Summary and Analysis Act IV: Scene 1


Claudius, flanked by Rosencrantz and Guildenstern, finds Gertrude and questions her as to Hamlet's whereabouts. She asks to be left alone with the King and, after Rosencrantz and Guildenstern leave, she agitatedly tells him that she has seen a horror. Claudius wants to know what happened and asks after her son's welfare. She answers that Hamlet is madder than a storm at sea, and she describes the killing of Polonius. Realizing that he himself might have been the person hiding behind the tapestry, Claudius deplores Hamlet's violence, but he blames himself for not having been sterner with Hamlet from the beginning. He worries what he will tell his subjects; Gertrude tells him that Hamlet is contrite and has promised to dispose of the body. The King resolves to banish Hamlet quickly and calls to Rosencrantz and Guildenstern. He tells them what has happened and bids them bring Hamlet to him. He tells Gertrude that they must together confide in their wisest friends and find a way to disclose Polonius' death without raising suspicions against themselves.
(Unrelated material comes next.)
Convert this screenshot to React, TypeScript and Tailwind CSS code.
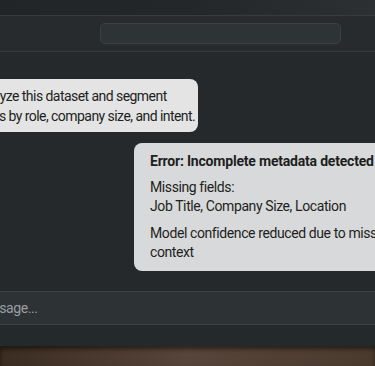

Gertrude explains what has happened in a manner that exemplifies her own ambivalence and ambiguities. Does she really believe Hamlet has lost all reason? Or is she protecting the secret he has just revealed regarding Claudius' guilt — the secret she has promised to keep about King Hamlet's murder? Whether she knew anything about the crime beforehand or if she participated in the plot to take the throne remains unclear. Gertrude's protectiveness toward Hamlet is dubious. She never attempts to shield her son in any meaningful way and describes in inflammatory detail how he killed "the unseen good old man." Even knowing what Hamlet believes about Rosencrantz and Guildenstern does not cause her to entreat the King to find an alternative to sending her son to England with the pair.

Claudius is clearly aware of all the ramifications that attend his reactions to the report. He inquires after Hamlet's health but clearly remains primarily concerned with his own well being. "My soul is full of discord and dismay," he says. He will act quickly on the news, but he is clearly fearful. "His [Hamlet's] liberty is full of threats to all." He hides his fears behind the apparent concern of an uncle, who has been protecting Hamlet out of love but who will protect Hamlet no longer. He will send him to England, and they will tell the people that he is mad. Hamlet's having murdered Polonius will ultimately work to Claudius' advantage. Hamlet must receive punishment, and, although all in Denmark love him as their rightful crown prince in whom rests all hope, the King may now exile the Prince with impunity and without upsetting Gertrude, as even she sees the need to get Hamlet away.


brainish apprehension mad notion (that he heard a rat).

out of haunt away from others.

pith marrow.

blank the center spot of a target; bull's-eye.